I didn’t move anything. The designer I have in mind didn’t create himself.
Then your designer did not originate life, unless the designer is non-living. The origin of life is simultaneous with the origin of the (living) designer.
Now you are claiming I am moving the goalposts?
You are. You started out talking about the origin of life. You switched to the origin of a species. Those are different things.
No I didn’t and irrelevant.
It is irrelevant to your original question about the origin of life. It is not irrelevant to your shifted question about the origin of a species.
If I remember correctly from online sources, the book starting point was that life already existed and it then tries to demonstrate how differentiation of species may have happened. The book doesn’t show how life originates.
Correct. which is why I said you were moving the goalposts when you switched from the origin of life to the origin of a species. They are different questions, with different answers. That is why scientists call one “abiogenesis” and the other “evolution”.
Furthermore, it can not explain the Cambrian Explosion which more or less destroyed this hypothesis.
Some creationist websites lie about the significance of the Cambrian Explosion. Life existed before the Cambrian Explosion, which took about ten milllion years, and life existed in more variations after the explosion. That is not a problam for evolution.
The Many Worlds Hypothesis(MWH) is just another desperate attempt to increase the probability pool when the Single World odds for fine tuning for intelligent life became so terribly remote.
The MWH has some supporting evidence. Fine tuning is a silly argument since we have so little data to go on, 99.99999% of the universe is unsuitable for life and we know that life adapts to its environment or goes extinct. Hence any surviving life will be adapted to its environment.
I don’t need to. You were trying to explain how lifeless elements became life and how things came into existence. Not me. It is futile to get me off track!
Vitalism was shown to be spurious in the 19th century. Salt is “lifeless elements”, yet salt is incorporated into living organisms. There is no difference between the salt in our bodies and the salt in mines or in the sea.
1)No laws of nature can produce life out of inanimate matter.
You are assuming that science will never be able to fill that particular gap in its knowledge. Be very careful about doing that. There used to be a gap called “What causes thunder?” Gods like Thor and Zeus lived in that gap. Science closed the gap and those gods have nowhere to live any more. Forcing your designer to be a god-of-the-gaps is a recipe for a homeless designer.
Your response: chemistry (no details provided)
I provided many details in the form of references to scientific papers. Your inability to understand the significance of those papers is down to your admitted lack of relevant knowledge. The details are there for those who wish to look.
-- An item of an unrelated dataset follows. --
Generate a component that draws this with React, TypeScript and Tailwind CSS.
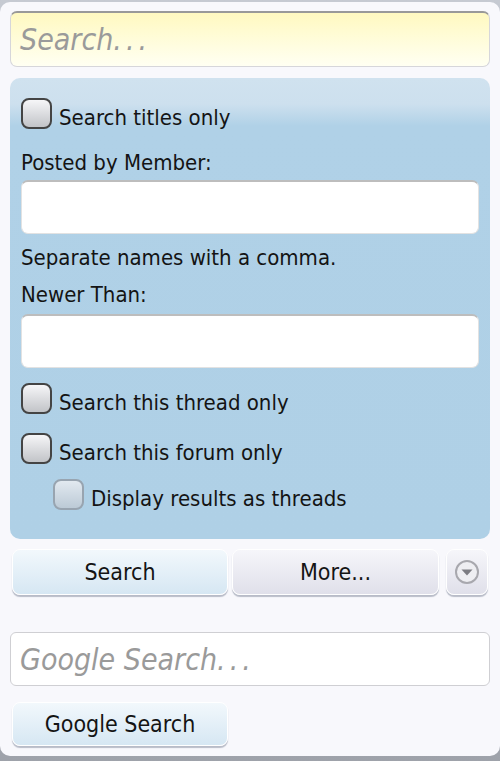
import React from "react";

const Checkbox = ({ sub = false }: { sub?: boolean }) => (
  <span
    className={
      sub
        ? "block w-[31px] h-[31px] shrink-0 rounded-[8px] border-2 border-[#98a4b0] bg-gradient-to-b from-[#e2e9f0] to-[#bccad6]"
        : "block w-[31px] h-[31px] shrink-0 rounded-[8px] border-2 border-[#444] bg-gradient-to-b from-[#f6f6f8] to-[#c2c4c8]"
    }
  />
);

const CheckRow = ({ label, className = "" }: { label: string; className?: string }) => (
  <label className={"flex items-start gap-[7px] " + className}>
    <Checkbox />
    <span className="mt-[8px] leading-[24px]">{label}</span>
  </label>
);

// text box with a faded hint, the dots are spaced wider than the font gives
const HintBox = ({ hint, className }: { hint: string; className: string }) => (
  <div className={"flex items-center px-[9px] text-[30px] italic text-[#9a9a9a] " + className}>
    <span>{hint}</span>
    <span className="tracking-[4px]">...</span>
  </div>
);

export default function App() {
  return (
    <div className="h-[761px] w-[500px] overflow-hidden bg-gradient-to-b from-[#c6cad2] to-[#9ea2aa] pt-[2px] font-['DejaVu_Sans_Condensed','DejaVu_Sans',sans-serif] font-stretch-condensed text-[22px] text-[#141414]">
      <div className="h-[754px] rounded-[10px] bg-[#f8f8fc] px-[10px] pt-[9px]">
        <HintBox
          hint="Search"
          className="h-[56px] rounded-[7px] border border-[#d6d6da] border-t-2 border-t-[#999] bg-gradient-to-b from-[#fff9c0] to-[#fffff2]"
        />

        <div className="mt-[11px] rounded-[10px] bg-[linear-gradient(180deg,#d0e2ef_0px,#cde0ee_26px,#b0d1e7_48px,#afd0e6_100%)] px-[11px] pt-[20px] pb-[28px]">
          <CheckRow label="Search titles only" />

          <div className="mt-[21px] leading-[24px]">Posted by Member:</div>
          <input
            type="text"
            className="mt-[5px] block h-[54px] w-full rounded-[7px] border border-[#e2e2e2] border-t-2 border-t-[#bdbdbd] bg-white outline-none"
          />

          <div className="mt-[12px] leading-[24px]">Separate names with a comma.</div>
          <div className="mt-[13px] leading-[24px]">Newer Than:</div>
          <input
            type="text"
            className="mt-[7px] block h-[54px] w-full rounded-[7px] border border-[#e2e2e2] border-t-2 border-t-[#bdbdbd] bg-white outline-none"
          />

          <CheckRow label="Search this thread only" className="mt-[15px]" />
          <CheckRow label="Search this forum only" className="mt-[18px]" />

          <label className="mt-[14px] ml-[32px] flex items-start gap-[7px]">
            <Checkbox sub />
            <span className="mt-[8px] leading-[24px]">Display results as threads</span>
          </label>
        </div>

        <div className="mt-[10px] flex items-center gap-[4px] pl-[2px]">
          <button className="h-[46px] w-[216px] rounded-[8px] border border-white bg-gradient-to-b from-[#f2f8fc] to-[#d6e7f3] text-[23px] shadow-[0_2px_1px_#b8bcc8]">
            Search
          </button>
          <button className="h-[46px] w-[207px] rounded-[8px] border border-white bg-gradient-to-b from-[#f6f6fa] to-[#e0e0ea] text-[23px] shadow-[0_2px_1px_#b8bcc8]">
            More...
          </button>
          <button className="ml-[3px] flex h-[46px] w-[42px] items-center justify-center rounded-[8px] border border-white bg-gradient-to-b from-[#f6f6fa] to-[#e0e0ea] shadow-[0_2px_1px_#b8bcc8]">
            <svg width="26" height="26" viewBox="0 0 26 26">
              <circle cx="13" cy="13" r="11" fill="#eeeef2" stroke="#a8a8ae" strokeWidth="2" />
              <path d="M7.5 10.5 L18.5 10.5 L13 16.5 Z" fill="#7c7c82" />
            </svg>
          </button>
        </div>

        <HintBox
          hint="Google Search"
          className="mt-[37px] h-[54px] rounded-[6px] border border-[#cfcfd3] bg-white"
        />

        <button className="mt-[16px] ml-[2px] h-[44px] w-[216px] rounded-[8px] border border-white bg-gradient-to-b from-[#f2f8fc] to-[#d6e7f3] text-[23px] shadow-[0_2px_1px_#b8bcc8]">
          Google Search
        </button>
      </div>
    </div>
  );
}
Google scholar gives me 3,800 hits for scientific papers about abiogenesis and 2,900,000 hits for “RNA”.
2)No laws of nature can explain where these “matter” i.e. dust, gases, energy came from. How did it come into existence?
Your response: no further update on the ultimate source of ingredients for stellar nucleosynthesis. The preliminary answer was hydrogen which bought a bit of time for you but unfortunately, when we get to the finer details, nothing concrete results.
Are we discussing cosmology or abiogenesis? How much cosmology do you know? How good is your understanding of M-theory? Here is just one paper (of 54,000 on Google scholar) Blau et al, (2002)
A new maximally supersymmetric background of IIB superstring theory
The abstract reads:
We present a maximally supersymmetric IIB string background. The geometry is that of a conformally flat lorentzian symmetric space G/K with solvable G, with a homogeneous five-form flux. We give the explicit supergravity solution, compute the isometries, the 32 Killing spinors, and the symmetry superalgebra, and then discuss T-duality and the relation to M-theory.
Mathematical physics, including cosmology, is far far worse than chemistry for very highly specialised terminology. If you don’t like learning chemistry, then mathematical physics is definitely not for you. For instance, how good is your tensor algebra? Spinors are a specialised form of tensors. Killing spinors are a particular form of spinor, just as Killing vectors are a particular form of vector.
Cosmology is a lot more difficult than rocket science. If you don’t want to read “a ton of books” then don’t go there.